> **Objective**
Both the line containing "Write a component" and the line containing "const items = ['Help', 'About', 'Exit'];" are to be reproduced exactly, along with every line between them, and nothing more.

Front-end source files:

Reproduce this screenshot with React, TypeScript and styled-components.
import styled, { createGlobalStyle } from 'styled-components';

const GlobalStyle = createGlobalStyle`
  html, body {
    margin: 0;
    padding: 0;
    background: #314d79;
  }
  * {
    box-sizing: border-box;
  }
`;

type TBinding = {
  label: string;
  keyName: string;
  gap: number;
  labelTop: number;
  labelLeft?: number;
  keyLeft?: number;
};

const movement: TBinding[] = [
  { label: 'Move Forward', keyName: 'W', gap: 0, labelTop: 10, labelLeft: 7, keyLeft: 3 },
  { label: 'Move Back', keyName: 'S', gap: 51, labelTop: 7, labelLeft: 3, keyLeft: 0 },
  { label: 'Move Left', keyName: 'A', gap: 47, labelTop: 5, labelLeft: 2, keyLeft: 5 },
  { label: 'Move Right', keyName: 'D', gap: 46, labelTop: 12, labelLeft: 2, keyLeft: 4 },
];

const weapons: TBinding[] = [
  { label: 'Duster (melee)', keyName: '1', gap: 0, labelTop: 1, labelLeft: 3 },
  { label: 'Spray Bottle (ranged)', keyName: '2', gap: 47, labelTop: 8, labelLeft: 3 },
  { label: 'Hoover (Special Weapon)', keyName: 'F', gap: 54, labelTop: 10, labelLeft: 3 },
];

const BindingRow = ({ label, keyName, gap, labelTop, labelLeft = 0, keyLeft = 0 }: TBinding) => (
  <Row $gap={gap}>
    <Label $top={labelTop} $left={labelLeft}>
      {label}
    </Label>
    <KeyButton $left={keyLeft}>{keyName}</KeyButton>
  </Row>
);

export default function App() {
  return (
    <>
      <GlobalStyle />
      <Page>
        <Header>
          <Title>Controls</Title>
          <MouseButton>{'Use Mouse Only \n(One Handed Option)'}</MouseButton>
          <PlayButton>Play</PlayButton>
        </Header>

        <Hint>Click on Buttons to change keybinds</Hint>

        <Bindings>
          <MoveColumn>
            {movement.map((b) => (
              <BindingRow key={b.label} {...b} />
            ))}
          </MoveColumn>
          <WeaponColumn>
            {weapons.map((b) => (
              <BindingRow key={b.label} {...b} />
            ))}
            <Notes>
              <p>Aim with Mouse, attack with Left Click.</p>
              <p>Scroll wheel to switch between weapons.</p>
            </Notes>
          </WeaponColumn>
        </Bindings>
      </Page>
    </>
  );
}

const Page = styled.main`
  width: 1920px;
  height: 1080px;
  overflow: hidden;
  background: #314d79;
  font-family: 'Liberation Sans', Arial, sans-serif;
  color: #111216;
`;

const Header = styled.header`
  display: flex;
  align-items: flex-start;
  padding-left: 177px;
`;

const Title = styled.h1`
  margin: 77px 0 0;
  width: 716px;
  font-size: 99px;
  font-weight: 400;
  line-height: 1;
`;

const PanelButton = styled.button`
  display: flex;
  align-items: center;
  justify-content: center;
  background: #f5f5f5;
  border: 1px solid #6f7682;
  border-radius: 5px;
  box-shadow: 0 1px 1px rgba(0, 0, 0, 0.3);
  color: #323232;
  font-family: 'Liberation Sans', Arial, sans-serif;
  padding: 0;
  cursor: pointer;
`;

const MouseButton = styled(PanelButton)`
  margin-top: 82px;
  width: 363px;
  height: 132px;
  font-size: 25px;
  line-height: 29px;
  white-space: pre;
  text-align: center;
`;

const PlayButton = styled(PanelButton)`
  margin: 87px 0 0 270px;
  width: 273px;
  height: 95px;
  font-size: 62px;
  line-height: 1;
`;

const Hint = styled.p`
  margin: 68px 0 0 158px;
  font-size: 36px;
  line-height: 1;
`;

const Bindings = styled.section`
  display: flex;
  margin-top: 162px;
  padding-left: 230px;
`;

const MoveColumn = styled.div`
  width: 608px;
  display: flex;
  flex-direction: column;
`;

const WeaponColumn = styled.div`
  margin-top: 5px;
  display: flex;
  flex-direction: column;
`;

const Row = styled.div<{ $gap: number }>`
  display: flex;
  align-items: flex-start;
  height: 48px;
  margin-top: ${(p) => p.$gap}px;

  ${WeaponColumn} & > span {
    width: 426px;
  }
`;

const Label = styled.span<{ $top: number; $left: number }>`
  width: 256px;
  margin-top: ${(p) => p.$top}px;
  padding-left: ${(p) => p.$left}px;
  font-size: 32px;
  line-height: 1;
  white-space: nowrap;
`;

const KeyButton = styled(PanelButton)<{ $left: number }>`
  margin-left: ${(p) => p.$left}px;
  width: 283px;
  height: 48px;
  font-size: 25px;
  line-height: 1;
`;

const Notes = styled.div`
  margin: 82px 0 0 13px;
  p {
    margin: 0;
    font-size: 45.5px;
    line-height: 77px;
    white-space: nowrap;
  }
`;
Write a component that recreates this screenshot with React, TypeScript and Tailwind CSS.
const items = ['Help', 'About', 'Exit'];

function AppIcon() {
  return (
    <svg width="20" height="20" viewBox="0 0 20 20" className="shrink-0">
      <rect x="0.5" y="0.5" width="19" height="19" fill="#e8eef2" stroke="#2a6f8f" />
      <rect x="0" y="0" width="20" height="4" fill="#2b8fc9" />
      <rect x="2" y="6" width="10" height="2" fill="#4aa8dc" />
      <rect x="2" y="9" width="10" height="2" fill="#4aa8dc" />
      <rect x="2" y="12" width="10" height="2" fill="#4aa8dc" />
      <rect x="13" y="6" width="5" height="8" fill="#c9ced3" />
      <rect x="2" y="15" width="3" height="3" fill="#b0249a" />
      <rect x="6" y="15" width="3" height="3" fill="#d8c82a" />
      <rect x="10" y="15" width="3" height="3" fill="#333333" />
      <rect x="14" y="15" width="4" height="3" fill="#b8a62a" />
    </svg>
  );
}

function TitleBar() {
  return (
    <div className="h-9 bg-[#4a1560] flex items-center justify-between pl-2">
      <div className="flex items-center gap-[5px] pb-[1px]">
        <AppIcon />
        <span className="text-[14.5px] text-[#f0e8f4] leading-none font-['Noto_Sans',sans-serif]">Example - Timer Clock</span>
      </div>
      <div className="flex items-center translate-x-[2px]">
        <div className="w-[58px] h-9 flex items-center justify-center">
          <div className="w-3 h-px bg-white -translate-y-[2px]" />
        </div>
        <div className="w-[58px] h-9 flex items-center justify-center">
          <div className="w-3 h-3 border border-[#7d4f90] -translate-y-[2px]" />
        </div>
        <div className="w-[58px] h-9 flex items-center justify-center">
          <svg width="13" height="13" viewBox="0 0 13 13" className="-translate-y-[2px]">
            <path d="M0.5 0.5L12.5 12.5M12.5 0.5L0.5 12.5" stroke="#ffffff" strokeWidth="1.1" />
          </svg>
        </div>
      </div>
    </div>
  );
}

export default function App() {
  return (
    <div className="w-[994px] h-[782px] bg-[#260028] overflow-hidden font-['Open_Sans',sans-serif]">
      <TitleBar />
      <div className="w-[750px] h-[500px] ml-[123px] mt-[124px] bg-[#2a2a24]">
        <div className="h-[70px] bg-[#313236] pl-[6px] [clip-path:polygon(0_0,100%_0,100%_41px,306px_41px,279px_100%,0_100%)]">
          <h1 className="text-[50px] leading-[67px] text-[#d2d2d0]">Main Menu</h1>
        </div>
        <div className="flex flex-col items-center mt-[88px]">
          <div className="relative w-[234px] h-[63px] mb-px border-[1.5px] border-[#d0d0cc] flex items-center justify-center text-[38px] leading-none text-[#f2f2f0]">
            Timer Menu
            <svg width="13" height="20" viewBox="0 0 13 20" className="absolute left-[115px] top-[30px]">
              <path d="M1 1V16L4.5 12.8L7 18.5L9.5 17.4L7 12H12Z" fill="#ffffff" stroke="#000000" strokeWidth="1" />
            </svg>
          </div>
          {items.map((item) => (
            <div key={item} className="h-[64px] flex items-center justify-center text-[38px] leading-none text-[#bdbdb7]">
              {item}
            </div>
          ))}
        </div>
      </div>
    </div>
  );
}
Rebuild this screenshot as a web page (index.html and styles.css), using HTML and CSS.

> **Completed task**
Write a component that recreates this screenshot with React, TypeScript and Tailwind CSS.
const items = ['Help', 'About', 'Exit'];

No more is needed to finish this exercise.